India has a lower rate because they have a different system. You bet they teach abstinence. They also live it, far more regularly than we do. They have systems in place, and non-governmental coercions, such as shame and who knows what else – transgressors of both sexes most likely are beaten or killed or exiled. This is not to say that all such actions are consistent with a civilized society – they are not – but it is to say that a society that laughs at the two Gossip Girls slurping down a phallic double-scoop ice cream cone together (as Maher, to his credit, briefly introduced as evidence that perhaps we’re oversexed), is hardly equipped to help the 12,000 boys and girls who reneged on their promise of pre-marital abstinence. On one level, I suppose I agree with Maher: teaching abstinence is a fool’s game. But who would expect the children of smokers to follow, in high percentages, their parents’ non-smoking precepts? Teaching abstinence isn’t working right terribly well right now, but teaching the opposite isn’t going to have much better of an effect (more on that in the next post).
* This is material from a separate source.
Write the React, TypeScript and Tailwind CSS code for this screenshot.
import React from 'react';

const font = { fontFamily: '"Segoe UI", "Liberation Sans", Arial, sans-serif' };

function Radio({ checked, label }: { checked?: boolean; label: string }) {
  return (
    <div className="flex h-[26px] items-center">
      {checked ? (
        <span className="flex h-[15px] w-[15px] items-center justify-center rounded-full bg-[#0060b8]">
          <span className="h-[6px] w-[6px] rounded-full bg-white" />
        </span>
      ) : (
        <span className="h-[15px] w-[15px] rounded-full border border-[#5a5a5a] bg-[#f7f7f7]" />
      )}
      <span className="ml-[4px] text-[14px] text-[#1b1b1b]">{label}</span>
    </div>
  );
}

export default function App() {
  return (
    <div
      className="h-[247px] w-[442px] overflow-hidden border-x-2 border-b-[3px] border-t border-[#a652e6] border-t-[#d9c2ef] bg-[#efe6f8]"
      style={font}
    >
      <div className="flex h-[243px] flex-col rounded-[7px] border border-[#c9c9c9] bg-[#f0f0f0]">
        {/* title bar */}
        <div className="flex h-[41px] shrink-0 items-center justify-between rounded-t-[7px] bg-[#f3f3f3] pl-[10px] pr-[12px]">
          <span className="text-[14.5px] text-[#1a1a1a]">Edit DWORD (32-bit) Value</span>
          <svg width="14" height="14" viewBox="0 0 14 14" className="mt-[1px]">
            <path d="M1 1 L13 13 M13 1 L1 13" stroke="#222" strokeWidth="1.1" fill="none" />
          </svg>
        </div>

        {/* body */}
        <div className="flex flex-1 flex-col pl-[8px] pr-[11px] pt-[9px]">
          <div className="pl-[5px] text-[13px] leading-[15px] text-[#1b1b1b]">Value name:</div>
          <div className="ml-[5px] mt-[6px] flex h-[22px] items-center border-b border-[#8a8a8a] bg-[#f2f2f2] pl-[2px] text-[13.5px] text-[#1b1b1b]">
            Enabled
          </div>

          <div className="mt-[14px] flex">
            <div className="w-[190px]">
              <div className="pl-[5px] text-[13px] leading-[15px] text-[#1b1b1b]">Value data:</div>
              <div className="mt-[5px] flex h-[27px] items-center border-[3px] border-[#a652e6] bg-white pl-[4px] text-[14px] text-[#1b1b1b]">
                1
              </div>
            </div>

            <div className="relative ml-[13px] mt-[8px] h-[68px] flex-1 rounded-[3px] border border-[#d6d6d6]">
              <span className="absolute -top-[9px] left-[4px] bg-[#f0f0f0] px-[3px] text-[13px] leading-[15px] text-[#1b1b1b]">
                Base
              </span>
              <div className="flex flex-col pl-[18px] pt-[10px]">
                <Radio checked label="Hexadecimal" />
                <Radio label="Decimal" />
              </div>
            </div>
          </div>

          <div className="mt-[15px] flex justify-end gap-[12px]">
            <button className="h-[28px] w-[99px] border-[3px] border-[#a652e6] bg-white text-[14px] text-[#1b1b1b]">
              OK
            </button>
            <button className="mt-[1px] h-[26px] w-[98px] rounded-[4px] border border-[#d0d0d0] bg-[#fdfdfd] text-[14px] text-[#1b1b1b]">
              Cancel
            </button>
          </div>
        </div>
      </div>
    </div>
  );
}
Teaching abstinence will not become effective until we see it becoming effective in the wider culture, until the casual couplings of shows like Gossip Girl and Grey’s Anatomy and Desperate Housewives face a greater censure than they have up to this point (which is to say, any). Teaching abstinence will not become effective until sexual hypocrisy becomes, once again, the tributary coinage paid to the empire morality (or at least, respectability), at which point, the monetary supply will be greatly lessened, I believe.
Labels: abstinence, Bernie Sanders, Bill Maher, Desperate Housewives, George W. Bush, Gossip Girl, Grey's Anatomy, india, New York Times, Oprah Winfrey, Sarah Palin, sex
1 Comments:
India is poor and with a high illiteracy rating.
You are not going to stop mother nature no matter what is on tv. All you can do is educate.